• Direction
Show all lines that include the string "index"; copy each one.

----

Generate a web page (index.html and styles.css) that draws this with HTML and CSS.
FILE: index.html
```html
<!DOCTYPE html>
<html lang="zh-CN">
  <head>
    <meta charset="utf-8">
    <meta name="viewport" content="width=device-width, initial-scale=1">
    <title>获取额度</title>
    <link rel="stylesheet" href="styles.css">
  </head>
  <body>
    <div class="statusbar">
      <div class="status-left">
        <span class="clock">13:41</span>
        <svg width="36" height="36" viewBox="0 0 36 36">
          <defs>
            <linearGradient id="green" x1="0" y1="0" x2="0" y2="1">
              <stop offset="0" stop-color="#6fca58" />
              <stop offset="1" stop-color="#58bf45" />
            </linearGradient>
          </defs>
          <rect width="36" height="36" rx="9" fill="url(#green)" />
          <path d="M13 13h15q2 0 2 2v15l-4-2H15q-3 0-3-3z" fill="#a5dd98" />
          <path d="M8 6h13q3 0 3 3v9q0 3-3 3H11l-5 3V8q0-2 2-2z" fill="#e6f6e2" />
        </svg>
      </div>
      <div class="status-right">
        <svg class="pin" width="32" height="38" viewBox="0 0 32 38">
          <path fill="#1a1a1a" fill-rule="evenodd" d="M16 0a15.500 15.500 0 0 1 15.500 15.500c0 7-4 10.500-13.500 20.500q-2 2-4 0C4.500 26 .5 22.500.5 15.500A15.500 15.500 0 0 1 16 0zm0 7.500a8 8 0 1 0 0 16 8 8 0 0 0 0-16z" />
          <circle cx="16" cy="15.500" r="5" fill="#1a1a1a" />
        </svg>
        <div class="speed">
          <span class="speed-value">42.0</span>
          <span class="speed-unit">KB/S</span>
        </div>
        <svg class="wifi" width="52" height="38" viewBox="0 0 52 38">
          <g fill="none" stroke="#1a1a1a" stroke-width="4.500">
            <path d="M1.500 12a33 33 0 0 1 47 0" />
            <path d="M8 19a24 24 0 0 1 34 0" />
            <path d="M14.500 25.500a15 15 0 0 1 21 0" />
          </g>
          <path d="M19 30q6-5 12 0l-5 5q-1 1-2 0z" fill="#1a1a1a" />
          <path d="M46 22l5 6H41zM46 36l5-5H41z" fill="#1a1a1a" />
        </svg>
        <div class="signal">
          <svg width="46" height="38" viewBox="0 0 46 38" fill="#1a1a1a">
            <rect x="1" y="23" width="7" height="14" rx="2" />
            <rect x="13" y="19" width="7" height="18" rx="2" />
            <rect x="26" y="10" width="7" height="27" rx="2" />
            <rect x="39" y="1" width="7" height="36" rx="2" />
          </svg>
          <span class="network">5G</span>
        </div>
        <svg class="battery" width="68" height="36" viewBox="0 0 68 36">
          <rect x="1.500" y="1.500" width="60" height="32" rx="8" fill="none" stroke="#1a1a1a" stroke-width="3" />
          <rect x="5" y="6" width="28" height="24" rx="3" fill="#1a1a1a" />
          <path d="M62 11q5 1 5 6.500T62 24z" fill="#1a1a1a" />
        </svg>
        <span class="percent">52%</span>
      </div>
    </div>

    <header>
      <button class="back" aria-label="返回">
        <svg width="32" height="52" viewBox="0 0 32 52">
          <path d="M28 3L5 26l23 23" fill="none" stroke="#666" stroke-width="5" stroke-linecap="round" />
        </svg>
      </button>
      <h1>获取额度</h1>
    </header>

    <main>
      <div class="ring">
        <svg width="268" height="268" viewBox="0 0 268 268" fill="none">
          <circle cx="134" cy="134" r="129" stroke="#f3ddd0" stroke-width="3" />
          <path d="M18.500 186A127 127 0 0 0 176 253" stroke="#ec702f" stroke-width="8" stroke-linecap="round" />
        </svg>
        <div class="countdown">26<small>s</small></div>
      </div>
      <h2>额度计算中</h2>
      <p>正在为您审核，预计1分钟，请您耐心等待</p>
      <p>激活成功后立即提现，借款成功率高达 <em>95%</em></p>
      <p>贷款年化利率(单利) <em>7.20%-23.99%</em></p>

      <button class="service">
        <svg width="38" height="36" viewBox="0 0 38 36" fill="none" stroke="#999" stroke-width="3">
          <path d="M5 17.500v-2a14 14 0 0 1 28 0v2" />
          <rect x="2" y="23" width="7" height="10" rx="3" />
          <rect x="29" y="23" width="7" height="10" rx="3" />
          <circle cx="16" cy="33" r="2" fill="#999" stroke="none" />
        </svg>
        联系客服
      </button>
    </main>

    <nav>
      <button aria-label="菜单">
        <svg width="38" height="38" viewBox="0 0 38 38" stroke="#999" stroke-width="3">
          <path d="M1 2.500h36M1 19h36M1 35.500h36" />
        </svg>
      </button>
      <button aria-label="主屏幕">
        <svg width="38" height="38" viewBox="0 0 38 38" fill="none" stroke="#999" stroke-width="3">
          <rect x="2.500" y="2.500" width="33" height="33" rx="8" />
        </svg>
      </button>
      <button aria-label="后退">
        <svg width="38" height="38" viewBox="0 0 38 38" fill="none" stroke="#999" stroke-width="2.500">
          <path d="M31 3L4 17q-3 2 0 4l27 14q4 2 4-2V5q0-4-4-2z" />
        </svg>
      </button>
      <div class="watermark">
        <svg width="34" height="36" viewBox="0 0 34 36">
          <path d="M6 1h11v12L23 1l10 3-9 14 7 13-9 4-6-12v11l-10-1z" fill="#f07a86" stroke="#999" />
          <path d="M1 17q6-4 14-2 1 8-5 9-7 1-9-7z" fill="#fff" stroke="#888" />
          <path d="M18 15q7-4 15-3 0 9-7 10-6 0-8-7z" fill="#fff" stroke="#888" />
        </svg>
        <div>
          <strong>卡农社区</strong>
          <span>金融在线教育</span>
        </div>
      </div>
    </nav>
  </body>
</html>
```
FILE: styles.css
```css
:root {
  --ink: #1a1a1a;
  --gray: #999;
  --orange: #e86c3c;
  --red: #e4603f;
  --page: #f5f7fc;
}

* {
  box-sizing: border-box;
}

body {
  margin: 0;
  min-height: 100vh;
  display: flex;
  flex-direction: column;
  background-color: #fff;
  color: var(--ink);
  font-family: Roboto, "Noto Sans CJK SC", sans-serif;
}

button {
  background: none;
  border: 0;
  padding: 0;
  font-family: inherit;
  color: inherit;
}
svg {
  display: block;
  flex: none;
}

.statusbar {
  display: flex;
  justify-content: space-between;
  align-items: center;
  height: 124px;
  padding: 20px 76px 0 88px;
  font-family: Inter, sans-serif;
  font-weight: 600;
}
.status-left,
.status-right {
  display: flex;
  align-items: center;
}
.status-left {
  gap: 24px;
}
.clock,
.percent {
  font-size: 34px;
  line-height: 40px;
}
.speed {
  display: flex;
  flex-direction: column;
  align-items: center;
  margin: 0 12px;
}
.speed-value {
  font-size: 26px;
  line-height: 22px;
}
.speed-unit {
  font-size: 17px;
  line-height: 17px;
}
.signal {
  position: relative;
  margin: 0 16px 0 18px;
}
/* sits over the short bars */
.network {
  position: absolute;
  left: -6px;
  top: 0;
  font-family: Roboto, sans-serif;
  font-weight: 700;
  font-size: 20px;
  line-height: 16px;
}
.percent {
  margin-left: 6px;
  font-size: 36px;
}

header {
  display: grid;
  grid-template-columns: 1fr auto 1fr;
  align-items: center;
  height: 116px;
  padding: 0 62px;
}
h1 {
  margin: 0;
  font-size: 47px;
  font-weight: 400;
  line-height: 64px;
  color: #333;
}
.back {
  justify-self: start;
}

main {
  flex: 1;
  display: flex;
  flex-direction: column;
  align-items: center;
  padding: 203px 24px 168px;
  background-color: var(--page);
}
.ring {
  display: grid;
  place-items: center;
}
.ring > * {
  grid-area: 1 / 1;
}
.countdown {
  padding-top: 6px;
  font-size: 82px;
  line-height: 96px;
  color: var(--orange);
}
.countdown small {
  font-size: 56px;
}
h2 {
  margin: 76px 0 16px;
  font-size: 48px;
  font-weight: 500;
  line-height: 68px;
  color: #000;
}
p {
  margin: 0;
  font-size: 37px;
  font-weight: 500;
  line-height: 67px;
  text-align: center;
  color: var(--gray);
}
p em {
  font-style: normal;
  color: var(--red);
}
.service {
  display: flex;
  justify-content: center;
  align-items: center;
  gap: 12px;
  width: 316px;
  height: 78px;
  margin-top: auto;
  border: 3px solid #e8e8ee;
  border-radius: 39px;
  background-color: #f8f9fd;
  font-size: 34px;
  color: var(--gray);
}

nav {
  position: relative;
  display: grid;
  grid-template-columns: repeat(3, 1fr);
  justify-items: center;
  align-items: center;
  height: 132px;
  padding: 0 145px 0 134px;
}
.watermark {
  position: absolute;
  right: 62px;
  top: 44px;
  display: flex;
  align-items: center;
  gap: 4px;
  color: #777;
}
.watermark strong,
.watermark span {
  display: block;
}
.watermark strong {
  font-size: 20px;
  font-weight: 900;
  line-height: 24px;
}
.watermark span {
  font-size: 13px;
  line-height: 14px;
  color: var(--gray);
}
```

----

• Answer in full
Generate a web page (index.html and styles.css) that draws this with HTML and CSS.
FILE: index.html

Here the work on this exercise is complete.